Over the Wine Dark Sea
- Author: H. N. Turteltaub
- Language: English
- Series: Hellenic Traders
- Genre: Historical novel
- Publisher: Forge Books (Tor)
- Publication date: November 2001
- Publication place: United States
- Media type: Print (Hardcover & Paperback)
- Pages: 384 pp (first edition, hardback)
- ISBN: 0-312-87660-2 (first edition, hardback)
- OCLC: 45888895
- Dewey Decimal: 813/.54 21
- LC Class: PS3570.U758 O94 2001
- Followed by: The Gryphon's Skull

= Over the Wine Dark Sea =

2001 novel by H.N. Turteltaub

Over the Wine Dark Sea is a historical novel by H.N. Turteltaub (a pseudonym of Harry Turtledove), first published in hardcover by Forge Books in November 2001, and in paperback by Tor Books in November 2002. The book was reissued under the author's real name as a trade paperback and ebook by Phoenix Pick in November 2013. It is the first book of the so-called "Hellenic Traders" series of historical novels.

==Plot summary==
The action of the book takes place in 310 BC, 13 years after the death of Alexander the Great.

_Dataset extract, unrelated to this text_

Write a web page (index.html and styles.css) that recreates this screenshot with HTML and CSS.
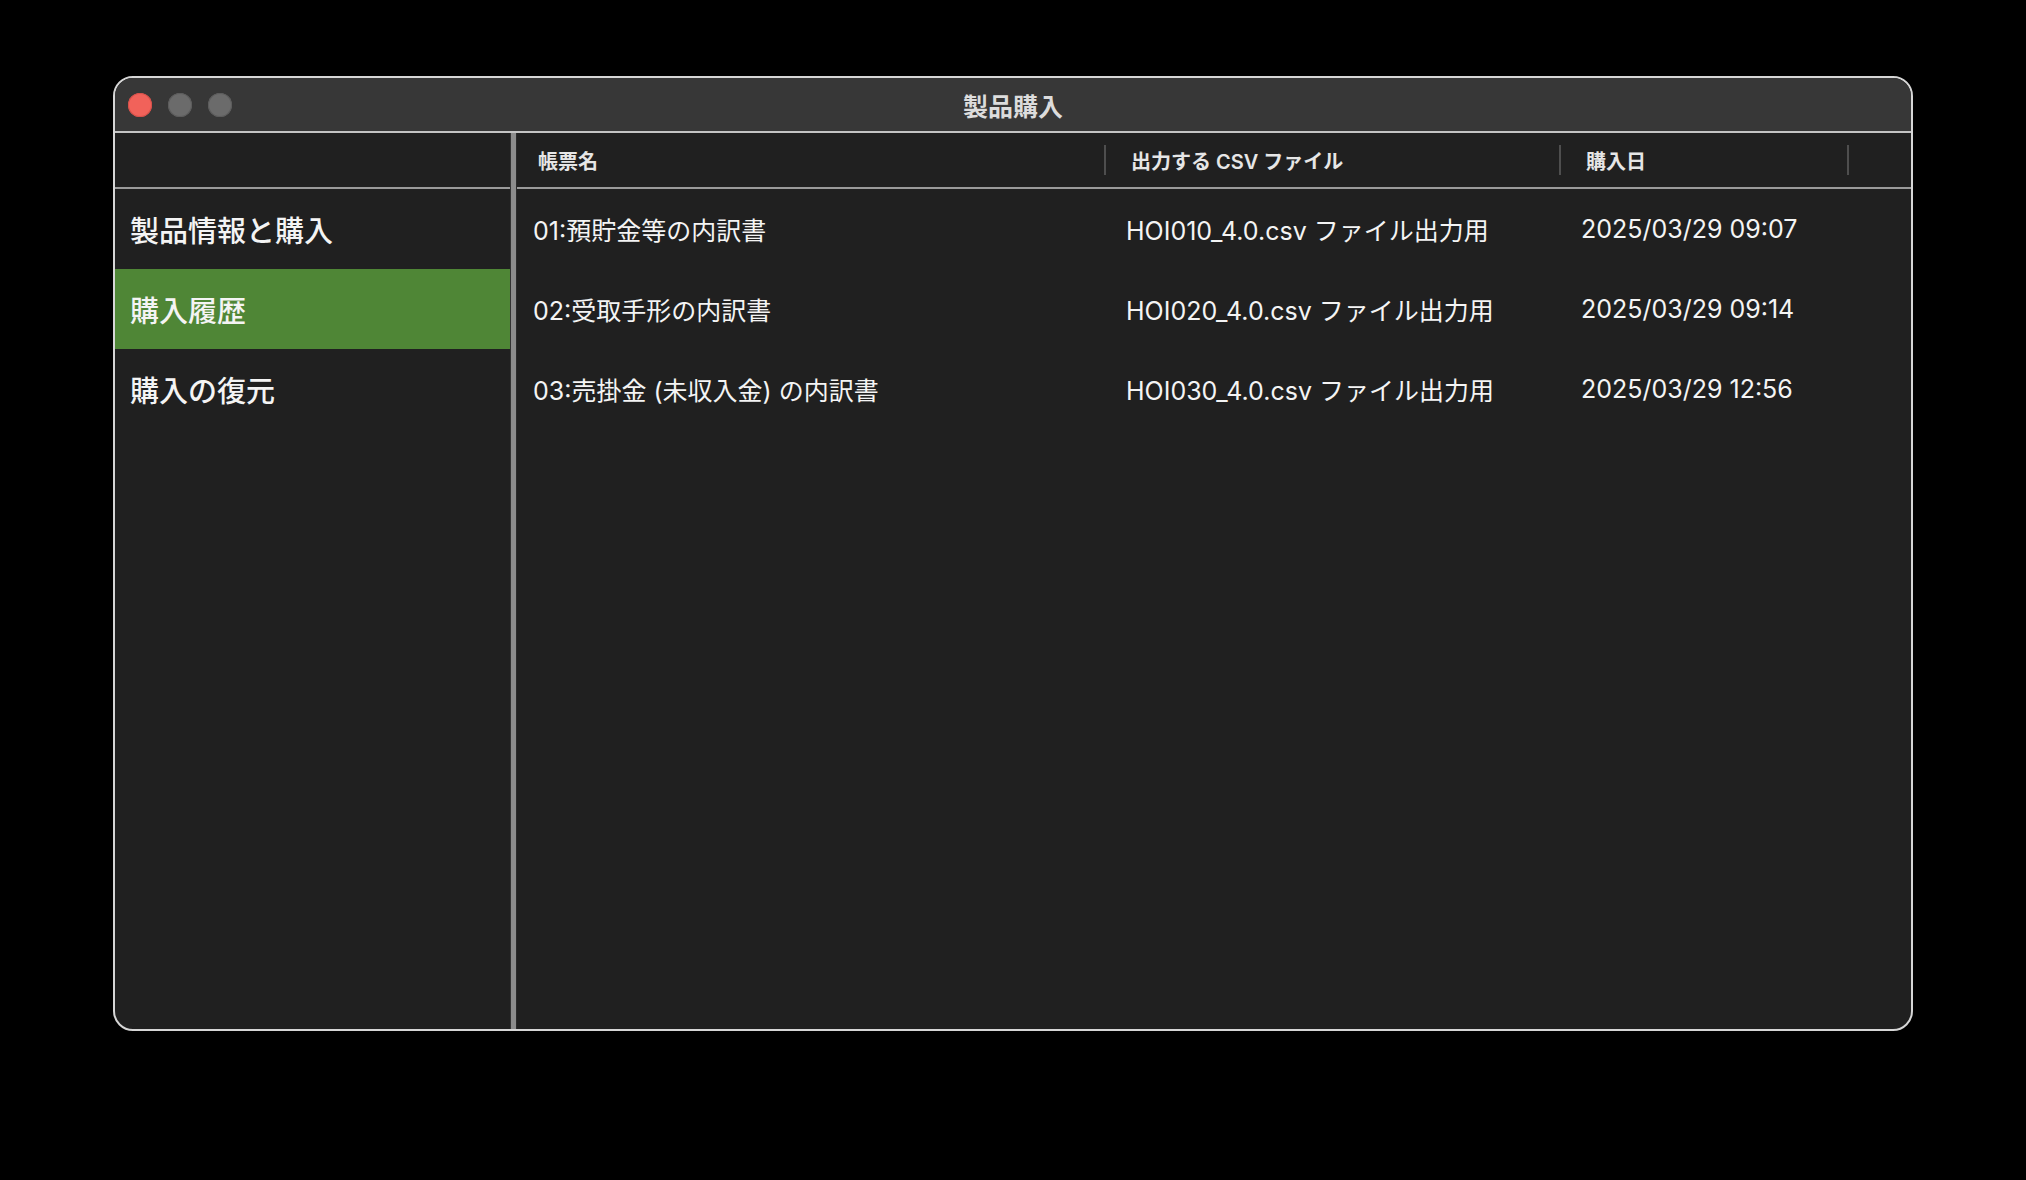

It features a pair of Greek cousins from Rhodes, Menedemos and Sostratos, who work as sea-going traders specializing in luxury goods. The plot centers on the cousins voyaging around the Greek parts of the Mediterranean Sea. They trade a great many things on their ship, the Aphrodite, including, much to the chagrin of many on board, peacocks. During their voyage they encounter pirates, other traders and get caught up in conflicts between some of Alexander's former generals, including Antigonos.

==Cultural references==
The book contains several references to Classical Greek culture, including The Odyssey, The Iliad (both based on the author's own translations), Aristophanes, Sophocles, Socrates, and Plato. For example, the eponymous "wine-dark sea" is a standard Homeric epithet, routinely used as a reference to the sea in both epics.

==Reception==
The book was reviewed by K. V. Bailey in Vector 218, July 2001.